In Memory of the Girl Next Door



This is the cover of the photo album I had made while I was  in the navy.
The cover is leather; the decorations were burned onto it.
You'll see my name, La Grande High School (in blue and white, now quite faded).
the Navy symbol in the lower right corner.
In the lower left is a reel of movie film; if I could have scanned the whole thing
you would see "Granada" under that.
You'll also note "Blues in the Night."
Then there are all those initials ---each standing for girls I knew.
In the upper left corner note the initials --H J T.
That stands for Hazel Jean Trollinger, the girl I have known all my life.

You might say she was my first "girlfriend" --but at this age it was  more like
a girl who was a friend.
I lived at 1806 Washington; Hazel Jean lived at 1802 Washington
with her mother Carrie and father Al (but everyone called him "Trolly").
The Trollingers, along with all but one other family for blocks around,
were "railroad people" --the fathers all worked for the UP Railroad.

Hazel Jean, her  mom and dad, "Dickie Boy" and his mom.

The Trollingers had a car and Carrie would quite often take my mom and me
and some others out to Cove to go swimming, or to Wallowa Lake.
I don't know what the occasion was here, but the photo was
taken some time in the late 1920s

Back row: Carrie Trollinger, Celestine Cook.
Front row: Loretta Cook, Yours Truly, and Hazel Jean.

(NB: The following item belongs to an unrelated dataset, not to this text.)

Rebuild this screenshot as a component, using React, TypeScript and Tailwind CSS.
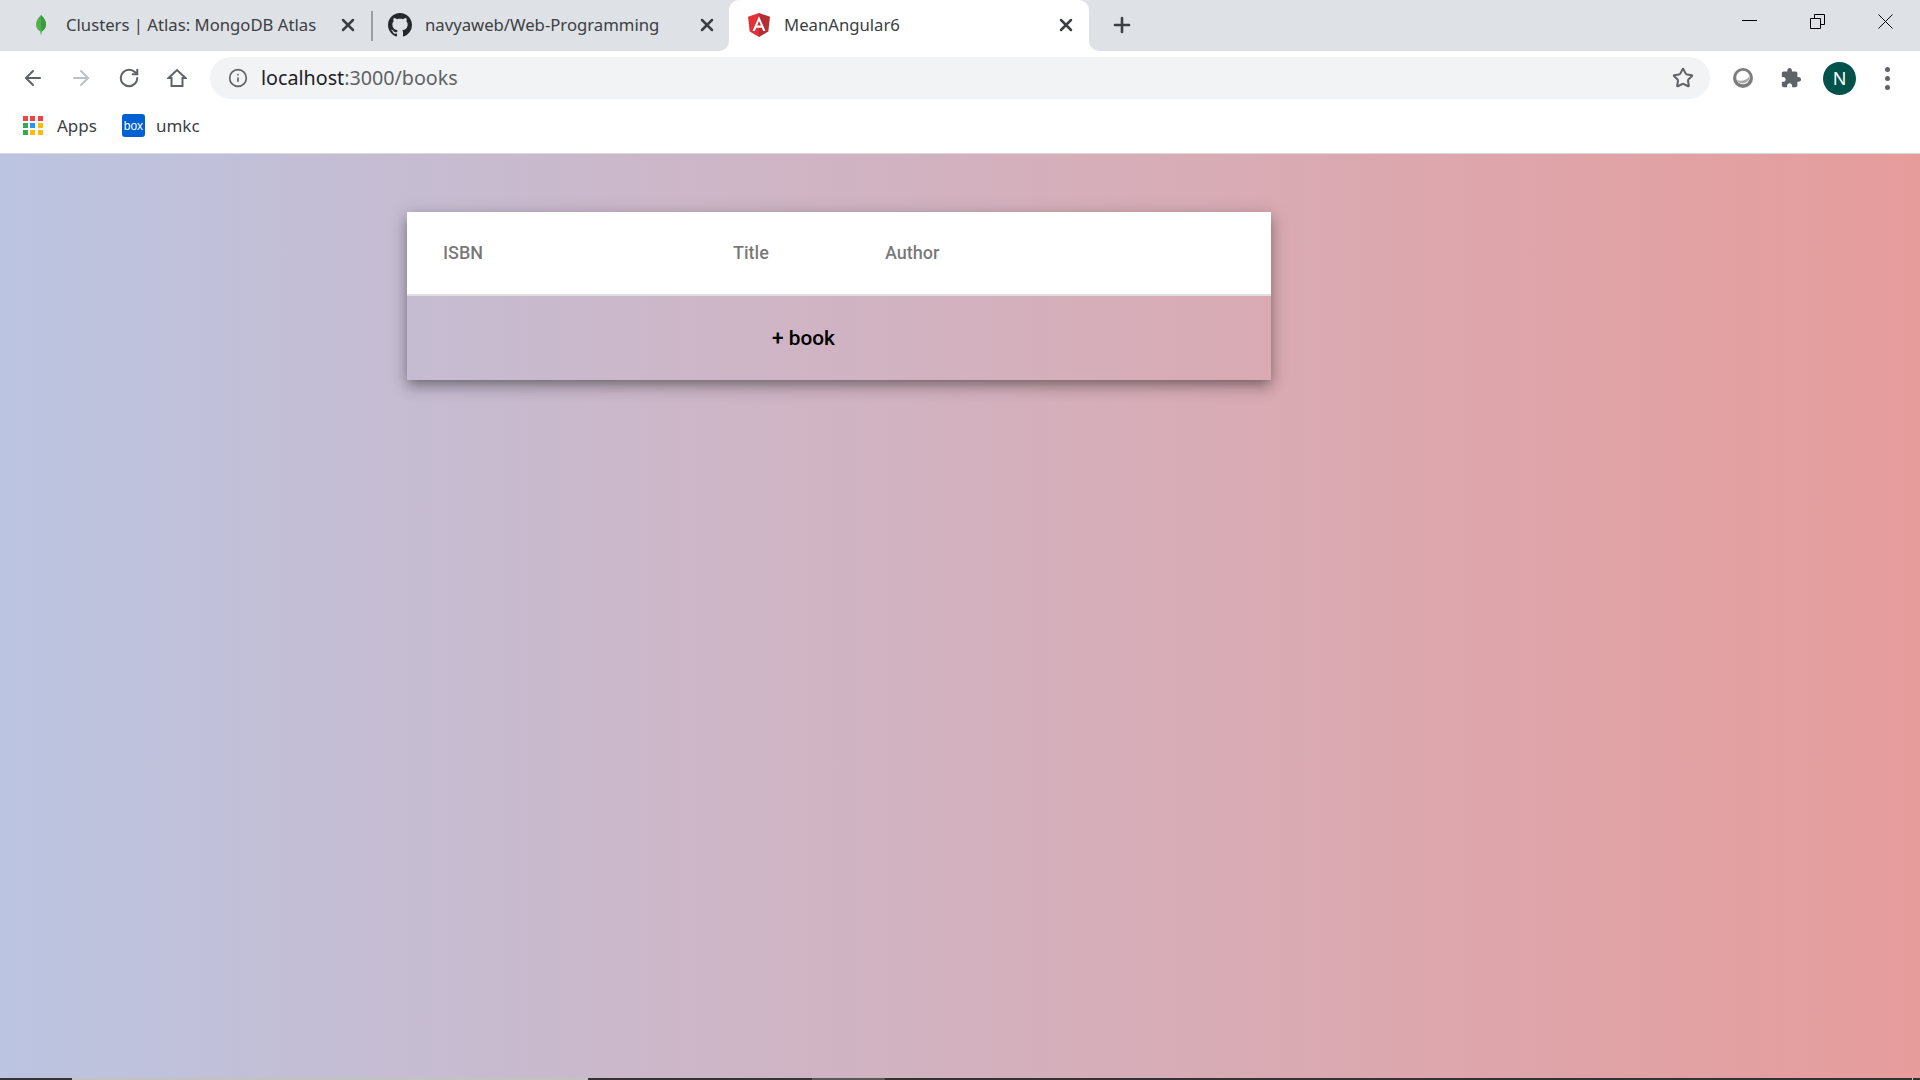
import { ArrowLeft, ArrowRight, Info, Plus, RotateCw, Star, X } from "lucide-react"

const uiFont = "font-['Noto_Sans','Open_Sans',sans-serif]"

function LeafIcon() {
    return (
        <svg width="12" height="20" viewBox="0 0 12 20">
            <path d="M6 0C3 3 1 6 1 9.500C1 13 3 15 5.300 16.500L5.600 19.500H6.400L6.700 16.500C9 15 11 13 11 9.500C11 6 9 3 6 0Z" fill="#4caf50" />
            <path d="M6 0C9 3 11 6 11 9.500C11 13 9 15 6.700 16.500L6 10Z" fill="#3f9a3f" />
        </svg>
    )
}

function GithubIcon() {
    return (
        <svg width="24" height="24" viewBox="0 0 16 16" fill="#24292e">
            <path d="M8 0C3.580 0 0 3.580 0 8c0 3.540 2.290 6.530 5.470 7.590.4.070.55-.17.55-.38 0-.19-.01-.82-.01-1.490-2.010.37-2.530-.49-2.690-.94-.09-.23-.48-.94-.82-1.130-.28-.15-.68-.52-.01-.53.63-.01 1.080.58 1.230.82.720 1.210 1.870.87 2.330.66.070-.52.280-.87.510-1.070-1.780-.2-3.640-.89-3.640-3.950 0-.87.310-1.590.820-2.150-.08-.2-.36-1.020.08-2.120 0 0 .67-.21 2.200.82.640-.18 1.320-.27 2-.27s1.360.09 2 .27c1.530-1.040 2.200-.82 2.200-.82.440 1.100.160 1.920.080 2.120.51.560.82 1.270.82 2.150 0 3.070-1.870 3.750-3.650 3.950.29.250.54.730.54 1.480 0 1.070-.01 1.930-.01 2.200 0 .21.150.46.550.38A8.010 8.010 0 0 0 16 8c0-4.420-3.580-8-8-8z" />
        </svg>
    )
}

function AngularIcon() {
    return (
        <svg width="24" height="24" viewBox="0 0 24 24">
            <path d="M12 0L1 3.800L2.700 18.400L12 24Z" fill="#e23237" />
            <path d="M12 0L23 3.800L21.300 18.400L12 24Z" fill="#b52e31" />
            <path d="M12 3.200L5.500 18H7.900L9.200 14.700H14.800L16.100 18H18.500ZM13.900 12.600H10.100L12 8Z" fill="#fff" />
        </svg>
    )
}

function HomeIcon() {
    return (
        <svg width="20" height="20" viewBox="0 0 20 20" fill="none" stroke="#5f6368" strokeWidth="2">
            <path d="M1.500 10L10 2L18.500 10H15.500V18H4.500V10Z" />
        </svg>
    )
}

function AppsIcon() {
    const colors = ["#ef4444", "#ef4444", "#ef4444", "#34a853", "#2196f3", "#fbbc05", "#34a853", "#fbbc05", "#fbbc05"]
    return (
        <div className="grid grid-cols-3 gap-[2px] w-5 h-5">
            {colors.map((color, idx) => (
                <svg key={idx} width="5" height="5" viewBox="0 0 5 5">
                    <rect width="5" height="5" fill={color} />
                </svg>
            ))}
        </div>
    )
}

function BoxIcon() {
    return (
        <div className="w-[23px] h-[23px] rounded-[3px] bg-[#0061d5] flex items-center justify-center text-white text-[12px] leading-none font-['Liberation_Sans',sans-serif]">
            box
        </div>
    )
}

function PuzzleIcon() {
    return (
        <svg width="22" height="22" viewBox="0 0 24 24" fill="#5f6368">
            <path d="M20.500 11H19V7c0-1.100-.9-2-2-2h-4V3.500C13 2.120 11.880 1 10.500 1S8 2.120 8 3.500V5H4c-1.100 0-1.990.9-1.990 2v3.800H3.500c1.490 0 2.700 1.210 2.700 2.700s-1.210 2.700-2.700 2.700H2V20c0 1.100.9 2 2 2h3.800v-1.500c0-1.490 1.210-2.700 2.700-2.700s2.700 1.210 2.700 2.700V22H17c1.100 0 2-.9 2-2v-4h1.500c1.380 0 2.500-1.120 2.500-2.500S21.880 11 20.500 11z" />
        </svg>
    )
}

function ExtensionIcon() {
    return (
        <svg width="22" height="22" viewBox="0 0 22 22">
            <circle cx="11" cy="11" r="10" fill="#7d7d7d" />
            <circle cx="11" cy="10.500" r="6.800" fill="#fff" />
            <path d="M17.500 9.500a6.800 6.800 0 0 1-12.600 3.500c4 1.500 9.500 0.500 12.600-3.500Z" fill="#a8a8a8" />
        </svg>
    )
}

function Tab({ icon, title, active, divider }: { icon: React.ReactNode; title: string; active?: boolean; divider?: boolean }) {
    return (
        <div className={`relative h-[51px] shrink-0 flex items-center pl-[18px] pb-[1px] gap-[13px] rounded-t-[10px] ${active ? "w-[360px] pr-[13px] bg-white" : "w-[359px] pr-[12px]"}`}>
            <div className="w-6 h-6 shrink-0 flex items-center justify-center">{icon}</div>
            <span className="flex-1 truncate text-[16.7px] text-[#3c4043]">{title}</span>
            <X className="w-5 h-5 text-[#3c4043]" strokeWidth={3} />
            {divider && <div className="absolute -right-[3px] top-[11px] h-[30px] w-[2px] bg-[#9aa0a6]" />}
            {active && (
                <>
                    <div className="absolute -left-[10px] bottom-0 w-[10px] h-[10px] bg-white">
                        <div className="w-full h-full rounded-br-[10px] bg-[#dee1e6]" />
                    </div>
                    <div className="absolute -right-[10px] bottom-0 w-[10px] h-[10px] bg-white">
                        <div className="w-full h-full rounded-bl-[10px] bg-[#dee1e6]" />
                    </div>
                </>
            )}
        </div>
    )
}

function Header() {
    return (
        <div className={`${uiFont} shrink-0`}>
            {/* Tabs */}
            <div className="h-[51px] bg-[#dee1e6] flex items-start">
                <div className="w-[11px] shrink-0" />
                <Tab icon={<LeafIcon />} title="Clusters | Atlas: MongoDB Atlas" divider />
                <Tab icon={<GithubIcon />} title="navyaweb/Web-Programming" />
                <Tab icon={<AngularIcon />} title="MeanAngular6" active />
                <div className="h-full flex items-center pl-[21px] pb-[2px]">
                    <Plus className="w-6 h-6 text-[#3c4043]" strokeWidth={2.6} />
                </div>
                <div className="flex-1" />
                <div className="flex h-full pt-[14px] pr-[27px] gap-[53px]">
                    <div className="w-[15px] h-[1px] mt-[6px] bg-black" />
                    <svg width="15" height="15" viewBox="0 0 15 15" fill="none" stroke="#000">
                        <path d="M0.500 4.500H10.500V14.500H0.500ZM4.500 4.500V0.500H14.500V10.500H10.500" />
                    </svg>
                    <svg width="15" height="15" viewBox="0 0 15 15" stroke="#000">
                        <path d="M0.500 0.500L14.500 14.500M14.500 0.500L0.500 14.500" />
                    </svg>
                </div>
            </div>

            {/* Toolbar */}
            <div className="h-[54px] bg-white flex items-center pl-[21px]">
                <ArrowLeft className="w-[24px] h-[24px] text-[#5f6368]" strokeWidth={2} />
                <ArrowRight className="w-[24px] h-[24px] ml-[24px] text-[#bdc1c6]" strokeWidth={2} />
                <RotateCw className="w-[22px] h-[22px] ml-[25px] text-[#5f6368]" strokeWidth={2.2} />
                <div className="ml-[27px]"><HomeIcon /></div>
                <div className="ml-[23px] flex-1 max-w-[1500px] h-[42px] rounded-full bg-[#f1f3f4] flex items-center pl-[18px] pr-[16px]">
                    <Info className="w-[20px] h-[20px] text-[#5f6368]" />
                    <span className="ml-[13px] flex-1 text-[19.7px]">
                        <span className="text-[#202124]">localhost</span>
                        <span className="text-[#5f6368]">:3000/books</span>
                    </span>
                    <Star className="w-[22px] h-[22px] text-[#5f6368]" strokeWidth={2.2} />
                </div>
                <div className="ml-[22px]"><ExtensionIcon /></div>
                <div className="ml-[26px]"><PuzzleIcon /></div>
                <div className="ml-[21px] w-[33px] h-[33px] rounded-full bg-[#00524a] text-white flex items-center justify-center text-[18px]">
                    N
                </div>
                <div className="ml-[29px] flex flex-col gap-[4px]">
                    <div className="w-[5px] h-[5px] rounded-full bg-[#5f6368]" />
                    <div className="w-[5px] h-[5px] rounded-full bg-[#5f6368]" />
                    <div className="w-[5px] h-[5px] rounded-full bg-[#5f6368]" />
                </div>
            </div>

            {/* Bookmarks */}
            <div className="h-[48px] bg-white flex items-center pl-[23px] pb-[7px] text-[17px] text-[#3c4043]">
                <AppsIcon />
                <span className="ml-[14px]">Apps</span>
                <div className="ml-[25px]"><BoxIcon /></div>
                <span className="ml-[11px]">umkc</span>
            </div>
            <div className="h-[1px] bg-[#d9d9dc]" />
        </div>
    )
}

function BooksTable() {
    return (
        <div className="ml-[407px] mt-[58px] w-[864px] h-[168px] shadow-[0_5px_10px_-3px_rgba(0,0,0,0.3),0_8px_14px_1px_rgba(0,0,0,0.14),0_3px_18px_2px_rgba(0,0,0,0.12)] font-['Roboto',sans-serif]">
            <div className="h-[84px] pb-[2px] bg-white border-b-2 border-[#e0e0e0] flex items-center text-[18px] font-medium text-black/55">
                <span className="ml-[36px] w-[290px]">ISBN</span>
                <span className="w-[152px]">Title</span>
                <span>Author</span>
            </div>
            <div className="h-[84px] pt-[1px] flex items-center text-[20.8px] font-medium text-black">
                <span className="ml-[365px]">+ book</span>
            </div>
        </div>
    )
}

export default function App() {
    return (
        <div className="w-full h-screen overflow-hidden flex flex-col">
            <Header />
            <div className="flex-1 bg-gradient-to-r from-[#bbc4e1] to-[#e69c9b] flex flex-col">
                <div className="flex-1">
                    <BooksTable />
                </div>
                {/* Taskbar sliver */}
                <div className="h-[2px] flex">
                    <div className="w-[72px] bg-[#333333]" />
                    <div className="w-[516px] bg-[#c2c2be]" />
                    <div className="w-[224px] bg-[#333333]" />
                    <div className="w-[73px] bg-[#5a5a5a]" />
                    <div className="flex-1 bg-[#333333]" />
                    <div className="w-[1px] bg-[#c2c2be]" />
                    <div className="w-[7px] bg-[#333333]" />
                </div>
            </div>
        </div>
    )
}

The Cooks lived across the street and were also railroaders.
This was taken some time in the 1930s.

Dick, Howard Reeder, Julia Hiatt, Hazel Jean, Howard's little
sister and Mrs. Reeder having a picnic.
around 1936

The caption under this picture in my album says
"The Girl Next Door ---WOW"

Bobby Warner (who lived at 1804 Washington), Hazel  Jean,
Dick, Mary ???, and Richard Miller.
Some time around 1942.

Hazel Jean attended Eastern Oregon College for a year
and starred in Al Kaiser's production of "Bell, Book and Candle"
By that time I was in the navy, so I missed her stage debut.
She then transferred to the University of Oregon (I think.)
Came back to La Grande, married John Ferdinandsen (who died way too early)
and raised a family.

John Ferdinandsen in 1947,
when we all called him "Bud".

Hazel Jean and I would run into each other from time to time over the years,
in Bi-Mart or somewhere on Adams Avenue.
and I noted as time went by how very pretty she still was,
especially when her hair turned white.
In later years, I would call her on her birthday, and we would
talk briefly about how long we had known each other
and what great memories we had of growing up
on the 1800 block of Washington Avenue.
It gives your life a sense of continuity when someone you have known and liked
for as long as you can remember is still around.
That feeling of "all is well" was weakened considerably last week
when I got an email from Hazel Jean's daughter, telling me that her mother
had passed away shortly before Christmas.
I felt as if their had been a death in my family,and, in a broad sense, there has been.
I am now the only survivor of the Washington Avenue family.
It will seem like a different world without Hazel Jean.

A memorial for her will be held in August at the cabin at Wallowa Lke
that Carrie had built and Hazel Jean enjoyed so much with her
children and grandchildren.
I'll be there in spirit.

Note: She was Hazel Ferdinandsen to everyone who knew her,
but she was "Hazel Jean Trollinger" in my memories.